Britain is not alone in turning a blind eye to the authoritarian excesses of China's regime. After all, China will probably be the world's second biggest economy within the next 15 years, and Mr Blair, like other Western leaders, wants a slice of the economic action. It is not only the global workshop on which we increasingly rely for cheap underwear and electronic goods; as its prosperity rises, China is also buying more and more from us.

It is not just the rise in China's economic power that has altered the dynamic. Its growth as a consumer of oil has heightened its influence over such geo-political questions as how the world deals with the nuclear ambitions of Iran and North Korea, or Sudan's conduct in Darfur. But amid uncertainty over how China's dual system of economic freedom and political repression will evolve, it would be foolish to abandon a policy of constructive engagement. This week's visit might serve, for example, to pressure China on the forthcoming world trade talks and over the environmental cost of its economic success.

The trouble is that the results of constructive dialogue on human rights have been so abysmal. Far from ushering in the big political reforms many predicted when he came to power in 2003, Mr Hu has overseen an increase in restrictions on the freedom of expression and information. Political, religious and environment dissidents have suffered violence, incarceration and torture.

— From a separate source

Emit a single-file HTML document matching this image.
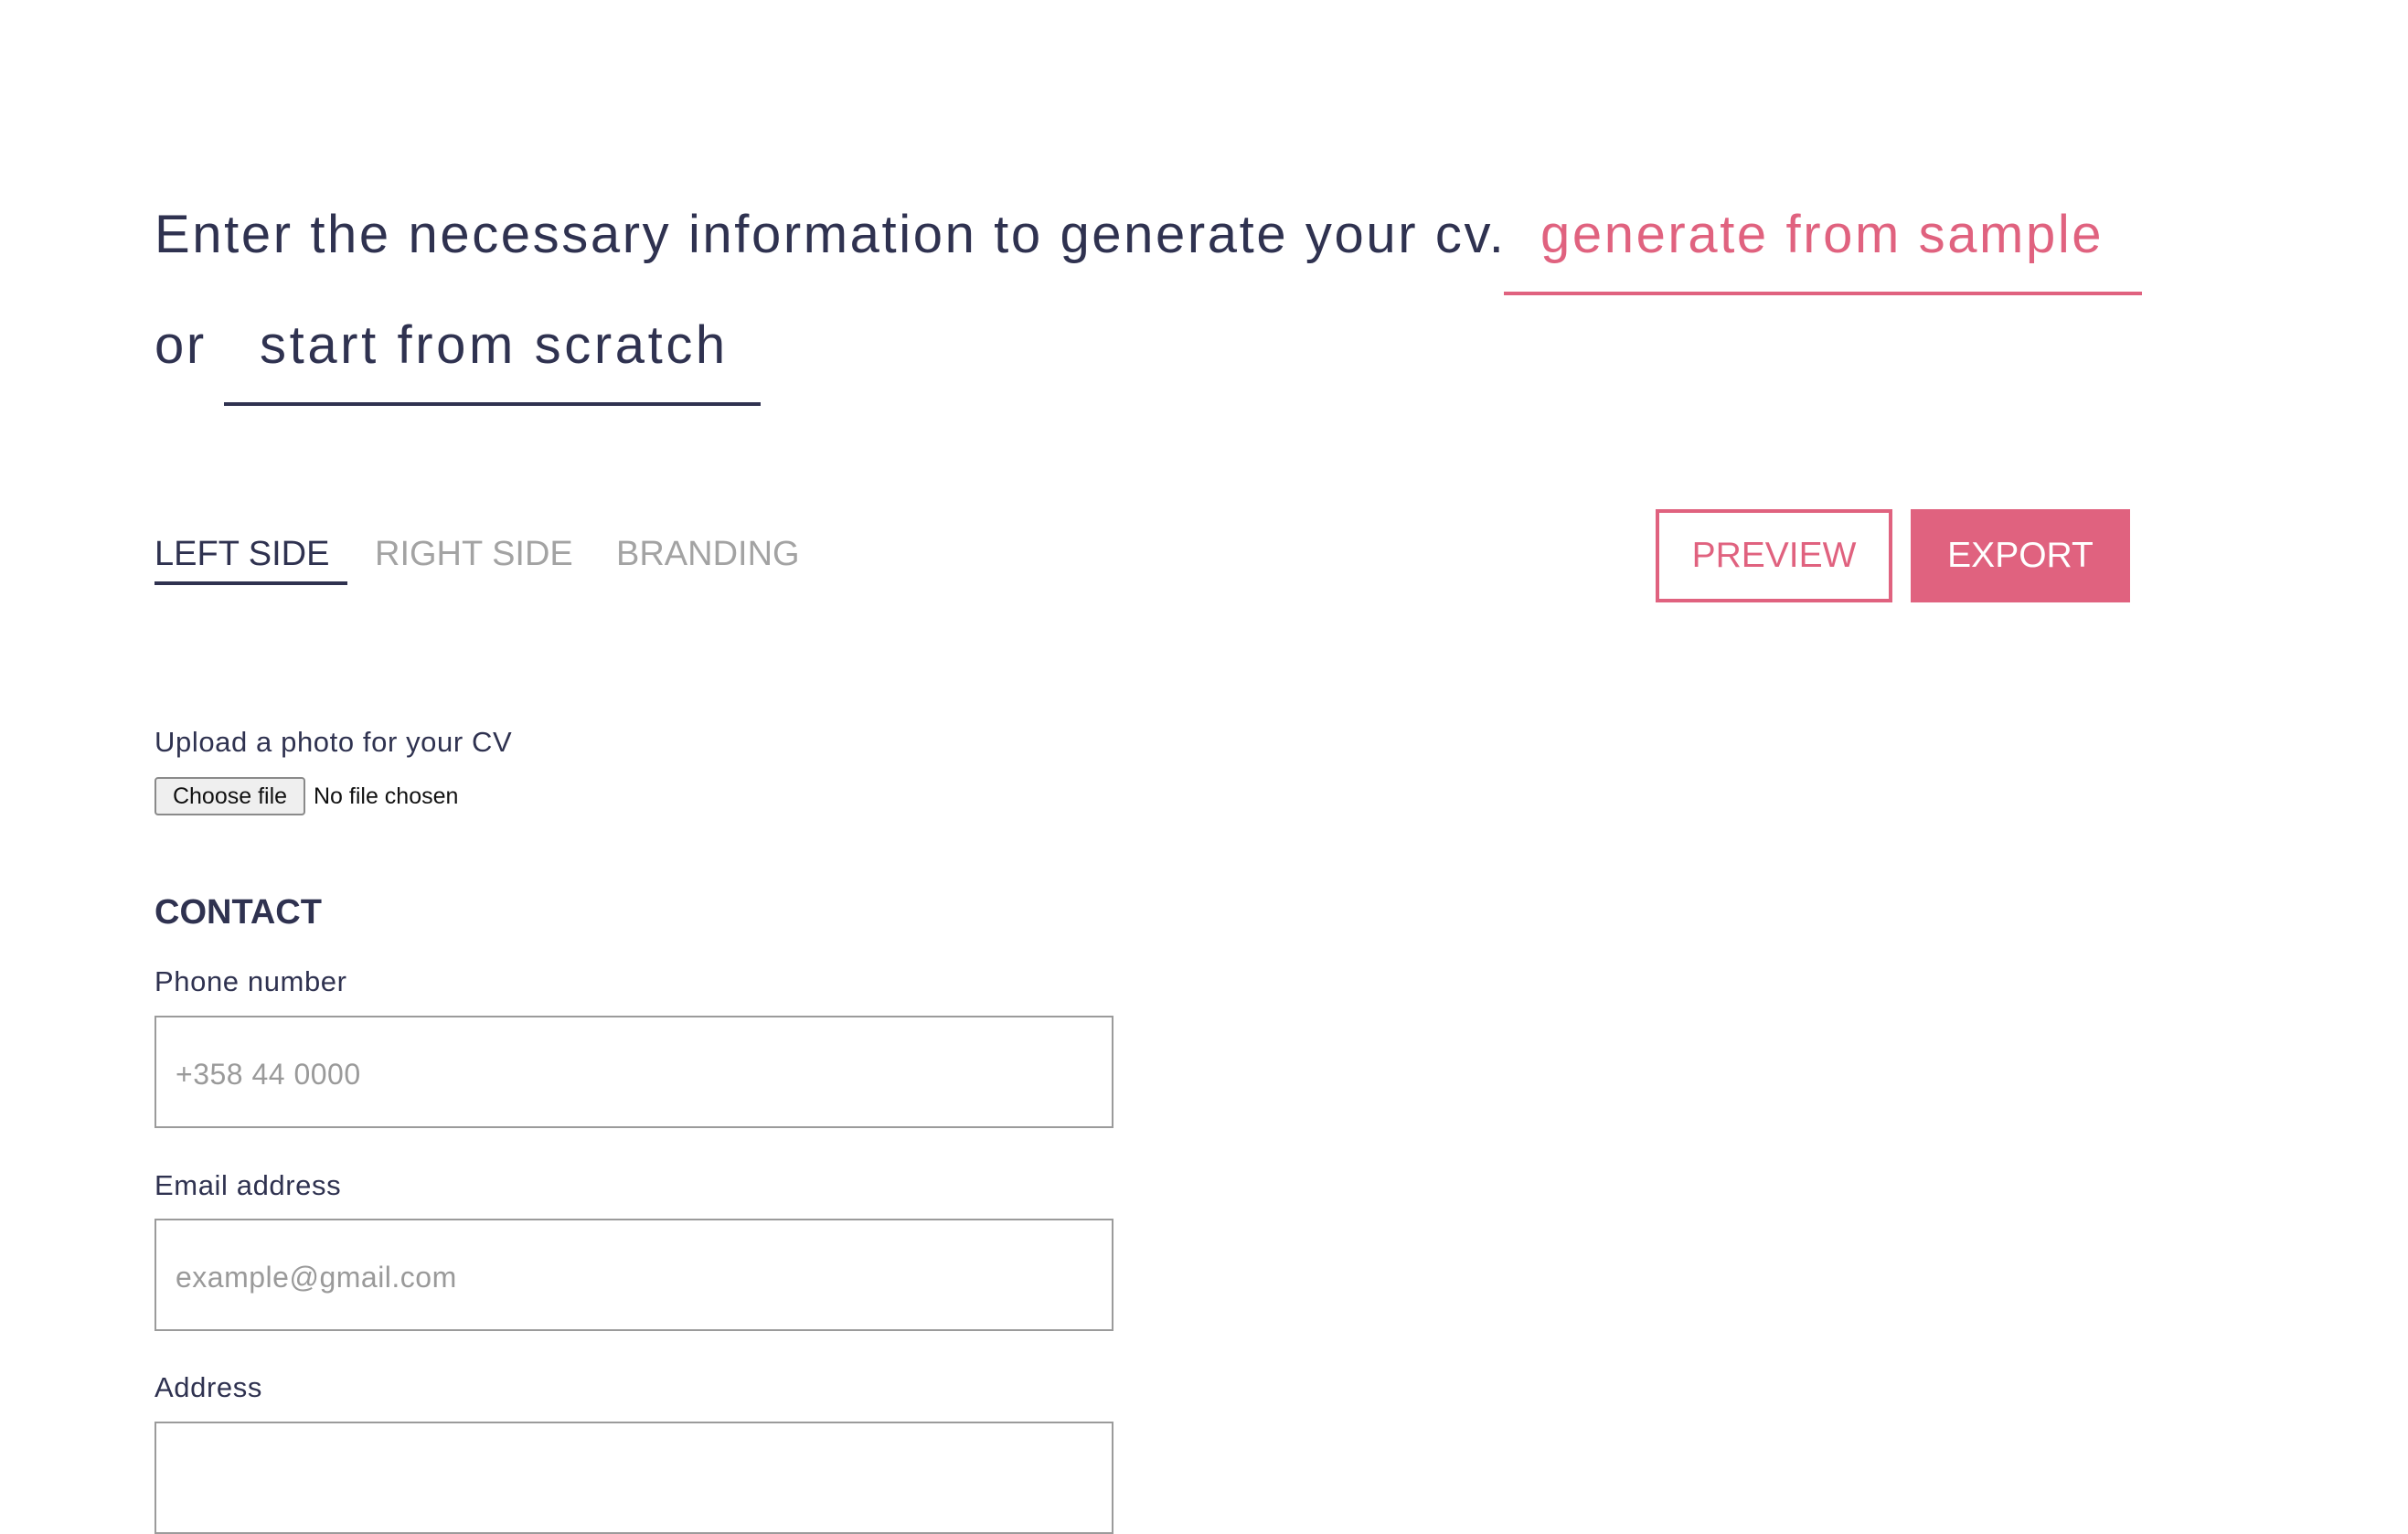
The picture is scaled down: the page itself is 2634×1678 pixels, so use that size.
<!DOCTYPE html>
<html><head><meta charset="utf-8"><style>
*{margin:0;padding:0;box-sizing:border-box}
body{width:2634px;height:1586px;background:#fff;position:relative;overflow:hidden;font-family:"Liberation Sans",sans-serif;color:#2f3250}
.a{position:absolute;white-space:nowrap}
.h{font-size:58px;line-height:1;letter-spacing:2.6px}
.pink{color:#e0627f}
.tab{font-size:38px;line-height:1;top:587px}
.lbl{font-size:31px;line-height:1;left:169px;letter-spacing:0.6px}
.inp{position:absolute;left:169px;width:1049px;height:123px;border:2px solid #9b9b9b;background:#fff}
.ph{position:absolute;left:21px;top:44px;font-size:32px;color:#9a9a9a;letter-spacing:0.5px}
</style></head><body>
<div class="a h" style="left:169px;top:228px">Enter the necessary information to generate your cv.</div>
<div class="a h pink" style="left:1685px;top:228px">generate from sample</div>
<div class="a" style="left:1645px;top:319px;width:698px;height:4px;background:#e0627f"></div>
<div class="a h" style="left:169px;top:349px">or</div>
<div class="a h" style="left:284px;top:349px;letter-spacing:3.6px">start from scratch</div>
<div class="a" style="left:245px;top:440px;width:587px;height:4px;background:#2f3250"></div>

<div class="a tab" style="left:169px">LEFT SIDE</div>
<div class="a" style="left:169px;top:636px;width:211px;height:4px;background:#2f3250"></div>
<div class="a tab" style="left:410px;color:#a3a3a3">RIGHT SIDE</div>
<div class="a tab" style="left:674px;color:#a3a3a3">BRANDING</div>

<div class="a" style="left:1811px;top:557px;width:259px;height:102px;border:4px solid #e0627f;color:#e0627f;font-size:39px;display:flex;align-items:center;justify-content:center">PREVIEW</div>
<div class="a" style="left:2090px;top:557px;width:240px;height:102px;background:#e0627f;color:#fff;font-size:39px;display:flex;align-items:center;justify-content:center">EXPORT</div>

<div class="a lbl" style="top:796px">Upload a photo for your CV</div>
<div class="a" style="left:169px;top:850px;width:165px;height:42px;border:2px solid #8a8a8a;border-radius:4px;background:#efefef;font-size:25px;color:#111;display:flex;align-items:center;justify-content:center">Choose file</div>
<div class="a" style="left:343px;top:857px;font-size:25px;color:#111">No file chosen</div>

<div class="a" style="left:169px;top:979px;font-size:38px;font-weight:bold;line-height:1">CONTACT</div>
<div class="a lbl" style="top:1058px">Phone number</div>
<div class="inp" style="top:1111px"><span class="ph">+358 44 0000</span></div>
<div class="a lbl" style="top:1281px">Email address</div>
<div class="inp" style="top:1333px"><span class="ph">example@gmail.com</span></div>
<div class="a lbl" style="top:1502px">Address</div>
<div class="inp" style="top:1555px"></div>
</body></html>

The labour conditions, meanwhile, which help China to compete so efficiently are often shameful.

We do still have political muscle to flex with the Chinese. Mr Hu for example, is seeking Britain's support for the lifting of the arms embargo imposed by the EU on China after Tiananmen Square. In the privacy of their one-to-one meetings Mr Blair must rule out any such concession at this stage, while demanding that China at the very least, begin to address its lamentable record on political and religious freedom.